Credit: Erich Osterberg

Though recent changes in snowfall in the region are well-documented, this study is the first to show that the most dramatic changes in the last millennium began occurring after humans started pumping greenhouse gases into the atmosphere in the mid-nineteenth century.

In the last few decades, the average snowfall in the area has been about 18 feet. Before humans started pumping greenhouse gases into the air, annual snowfall was closer to eight or nine feet, according to Winski.

To account for the huge increase in snowfall, the researchers needed zoom out and look to climate models, too. They found that, combined with warmer, more moisture-rich air, warming waters in the western Indian and Pacific oceans created a low pressure system in the Gulf of Alaska that drove snowy weather to the region in Alaska.

This study is the latest in a series of studies that have focused on the sometimes counterintuitive effects that global warming will have on our changing climate.

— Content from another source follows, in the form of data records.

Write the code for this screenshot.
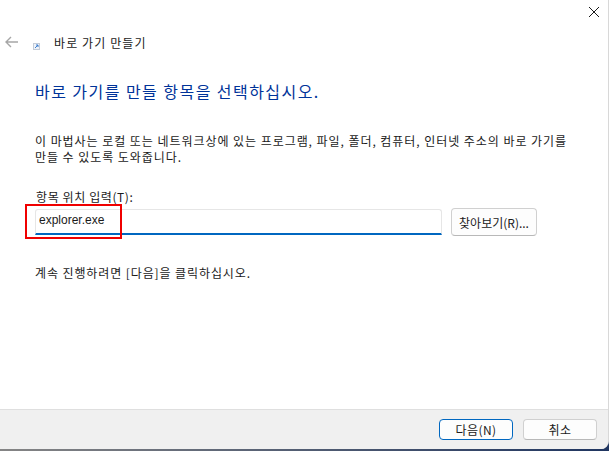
<div class="desktop">
  <div class="dialog">
    <div class="titlebar">
      <svg class="close" width="10" height="10" viewBox="0 0 10 10">
        <path d="M0 0 L10 10 M10 0 L0 10" stroke="#1a1a1a" stroke-width="1" fill="none" />
      </svg>
    </div>
    <div class="nav">
      <svg class="back" width="13" height="12" viewBox="0 0 13 12">
        <path d="M6 1 L1 6 L6 11 M1 6 H13" stroke="#a6a6a6" stroke-width="1.4" fill="none" />
      </svg>
      <svg class="shortcut" width="7" height="7" viewBox="0 0 7 7">
        <rect x="0.5" y="0.5" width="6" height="6" fill="#eef2f8" stroke="#c4ccd8" />
        <path d="M2 5 L5 2 M3 2 H5 V4" stroke="#3d7fd0" fill="none" />
      </svg>
      <span class="nav-title">바로 가기 만들기</span>
    </div>
    <div class="content">
      <h1>바로 가기를 만들 항목을 선택하십시오.</h1>
      <p class="intro">이 마법사는 로컬 또는 네트워크상에 있는 프로그램, 파일, 폴더, 컴퓨터, 인터넷 주소의 바로 가기를<br />만들 수 있도록 도와줍니다.</p>
      <div class="label">항목 위치 입력(T):</div>
      <div class="field-row">
        <div class="input-wrap">
          <input value="explorer.exe" readonly />
          <div class="annotation"></div>
        </div>
        <button class="browse">찾아보기(R)...</button>
      </div>
      <p class="hint">계속 진행하려면 [다음]을 클릭하십시오.</p>
    </div>
    <div class="footer">
      <button class="primary">다음(N)</button>
      <button>취소</button>
    </div>
  </div>
</div>

<style>
  :global(body) {
    margin: 0;
    background: #fff;
  }

  .desktop {
    width: 609px;
    height: 451px;
    overflow: hidden;
    background: linear-gradient(90deg, #858585, #1f3560) bottom / 100% 10px no-repeat;
    font-family: "Noto Sans CJK KR", "Liberation Sans", sans-serif;
    font-size: 12px;
    color: #1a1a1a;
  }

  .dialog {
    box-sizing: border-box;
    width: 609px;
    height: 449px;
    background: #fff;
    border-right: 1px solid #d8d8d8;
    border-bottom-right-radius: 8px;
    display: flex;
    flex-direction: column;
    overflow: hidden;
  }

  .titlebar {
    height: 30px;
    display: flex;
    justify-content: flex-end;
    align-items: flex-start;
    padding: 7px 9px 0 0;
    box-sizing: border-box;
    flex: none;
  }

  .nav {
    height: 24px;
    display: flex;
    align-items: center;
    padding-left: 5px;
    flex: none;
  }

  .back {
    margin-bottom: 1px;
  }

  .shortcut {
    margin: 9px 0 0 15px;
  }

  .nav-title {
    margin-left: 14px;
    letter-spacing: 1.1px;
  }

  .content {
    flex: 1;
    padding: 26px 0 0 35px;
  }

  h1 {
    margin: 0;
    font-size: 16px;
    font-weight: 400;
    line-height: 22px;
    letter-spacing: 1.45px;
    color: #003399;
  }

  .intro {
    margin: 31px 0 0;
    line-height: 16px;
    letter-spacing: 0.95px;
    white-space: nowrap;
  }

  .label {
    margin: 24px 0 0 1px;
    line-height: 16px;
    letter-spacing: 0.6px;
  }

  .field-row {
    display: flex;
    gap: 9px;
    align-items: flex-start;
    margin-top: 4px;
  }

  .input-wrap {
    position: relative;
    width: 407px;
  }

  input {
    box-sizing: border-box;
    width: 100%;
    height: 26px;
    border: 1px solid #e6e6e6;
    border-bottom: 2px solid #0067c0;
    border-radius: 3px 3px 0 0;
    padding: 0 3px 4px;
    font: 12px "Liberation Sans", sans-serif;
    color: #1a1a1a;
    outline: none;
    display: block;
  }

  .annotation {
    position: absolute;
    left: -10px;
    top: -5px;
    width: 93px;
    height: 31px;
    border: 2px solid #f00000;
    pointer-events: none;
  }

  button {
    box-sizing: border-box;
    background: #fdfdfd;
    border: 1px solid #d0d0d0;
    border-bottom-color: #b8b8b8;
    border-radius: 4px;
    font: inherit;
    color: #1a1a1a;
    padding: 0;
  }

  .browse {
    width: 86px;
    height: 28px;
    margin-top: -1px;
  }

  .hint {
    margin: 29px 0 0;
    line-height: 16px;
    letter-spacing: 0.9px;
  }

  .footer {
    box-sizing: border-box;
    height: 40px;
    background: #f0f0f0;
    border-top: 1px solid #dfdfdf;
    display: flex;
    justify-content: flex-end;
    align-items: flex-start;
    gap: 10px;
    padding: 9px 11px 0 0;
    flex: none;
  }

  .footer button {
    width: 74px;
    height: 21px;
    line-height: 17px;
    letter-spacing: 0.4px;
  }

  .footer .primary {
    border: 1.5px solid #0067c0;
  }
</style>
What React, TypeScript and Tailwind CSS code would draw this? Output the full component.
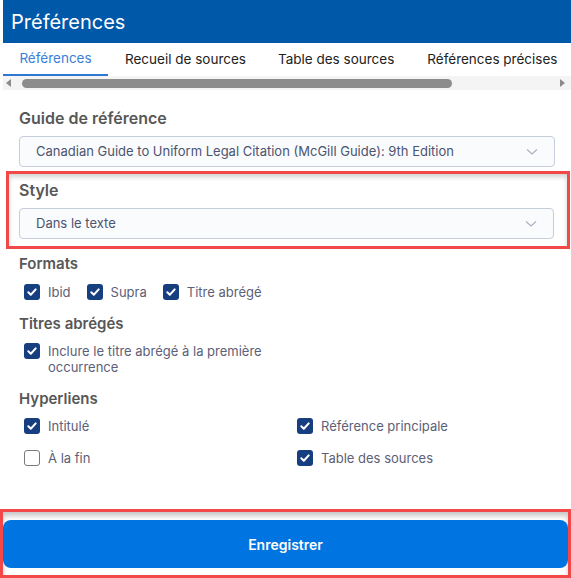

In November, a group of researchers at NASA found that melting sea ice could actually cause sea levels to drop in certain places, even if they contribute to overall sea level rise globally.

“One of the reasons that getting these records is so important is that climate change will affect different parts of the world differently,” lead researcher Dominic Winski of Dartmouth College told VICE News. “If we’re going to prepare for the future, knowing how climate change will affect specific regions of the world is extremely important.”